Après avoir combattu les ennemis de la Patrie elle ne conserva point de ressentiment contre eux, bien au contraire. Rentrée dans ses foyers elle épouse un soldat allemand, prisonnier de guerre à Montargis. Le 16 fructidor de l'an VII de la République, une et indivisible ( 2 septembre 1799 ), Pierre Prévost, officier public de la commune de Montargis, procède au mariage du citoyen Pierre Léonard Bayer, journalier à Puy-la-Laude, âgé de 32 ans, natif de Francfort sur le Main (1) et de la citoyenne Anne Quatsault. Ils s'installent à Montargis, et ouvrent une petite auberge située près de l'église, qu'on désigna sous le nom de l'auberge de la Mère Quatre Sous.

L'invasion de 1814, lui fournit l'occasion de se faire remarquer à nouveau.

Des Bavarois cantonnés à Montargis étaient logés chez l'habitant. L'auberge d'Anne en abritait quatre, qui s'y nourrissaient amplement aux dépens de leur hôtesse, occupation oblige. Un jour que notre aubergiste est seule au logis, les Bavarois enhardis par l'absence du mari, exigent quatre bouteilles de vin. D'un signe, elle leur fait comprendre de donner d'abord la monnaie.
Entrant dans une grande colère, ils menacent verbalement, et voyant le peu d'effet sur Anne, tirent leurs armes de leurs fourreaux. Ils s'élancent sur Anne, pour lui donner des coups de " plat de sabre". Son sang ne faisant qu'un tour, elle s'empare d'un fusil muni de sa baïonnette, retrouve son ardeur d'artilleur, fonce sur ses agresseurs, en blesse deux alors que les deux autres s'enfuient.

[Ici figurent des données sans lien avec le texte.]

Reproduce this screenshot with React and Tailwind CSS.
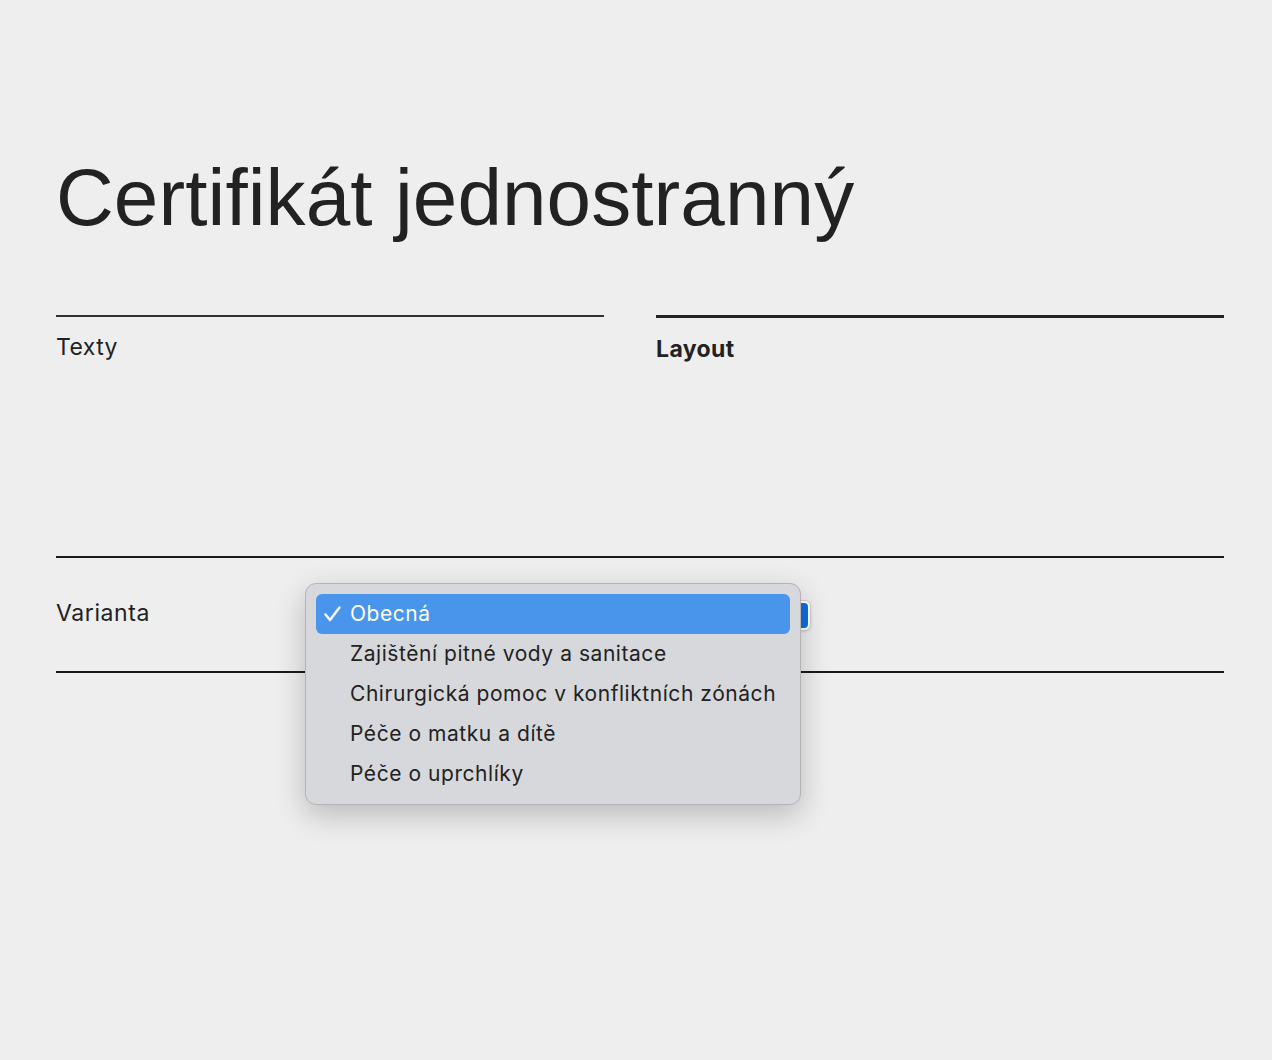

Anne est immédiatement convoquée à la Mairie où l'Etat-major qui est en conférence avec le Maire, a été informé des événements. Le commandant du détachement menace de représailles, voire de pillage de la ville si aucune punition n'est infligée à Anne. Le maire inquiet, reproche à Anne, ses penchants pour la violence.
Encore sous l'effet de la colère, elle réplique, ne comprenant pas que l'on puisse subir plus longtemps l'arrogance de l'occupant, et menace de faire sonner le tocsin et de faire se soulever la ville. Le commandant bavarois se fait traduire les propos d'Anne et sourit. Un jeune lieutenant la traite de folle. Anne qui connaissait la langue de par son mari, bondit sur l'officier le soufflette et lui dit: " Toi ! va porter cela à ton capitaine; il te donnera pour boire ".

C'en est fini pour Anne qui voit son salut dans l'arrivée d'une estafette remettant au commandant une dépêche urgente. La lecture faite en allemand fait dire à Anne s'adressant au maire: " Ne craigniez plus rien, ils viennent d'apprendre que les Français vainqueurs à Montereau, se dirigent sur Montargis. Ils ont plus peur que nous et ne tarderont pas à détaler ". Elle avait raison; l'Etat-major ne fait plus attention à eux et organise l'évacuation.

Anne accueille avec bonheur le retour de Napoléon Ier. Mais avec l'exil arrivent les mauvais jours et le règne des Bourbons . Sa pension accordée par la Convention Nationale ne lui est plus payée. Elle réclame; on ne répond pas.

Lasse d'attendre, elle se rend à Paris, sollicite un entretien avec le Ministre de le Guerre. Ce dernier, attentif, aux récits d'Anne est ravi; il la présente à Louis XVIII qui la complimente, lui fait rendre sa pension, avec paiement de l'arriéré. Rentrée chez elle à Montargis, elle y mène une vie paisible. Pierre Bayer décède le 21 septembre 1838. Elle meurt à Montargis le 6 mars 1843.

Telle a été la vie d'Anne Quatsault, soldat de la Révolution et aubergiste rue du Pâtis. Les détails de son histoire sont connus par une brochure écrite par son petit-fils, Jean-Pierre Bayer dit Quatresous, et publiée par l'imprimerie Bernaudin à Evreux.
 


(1) Il était le fils de Georges Bayer, bonnetier et de Catherine Kaiserin.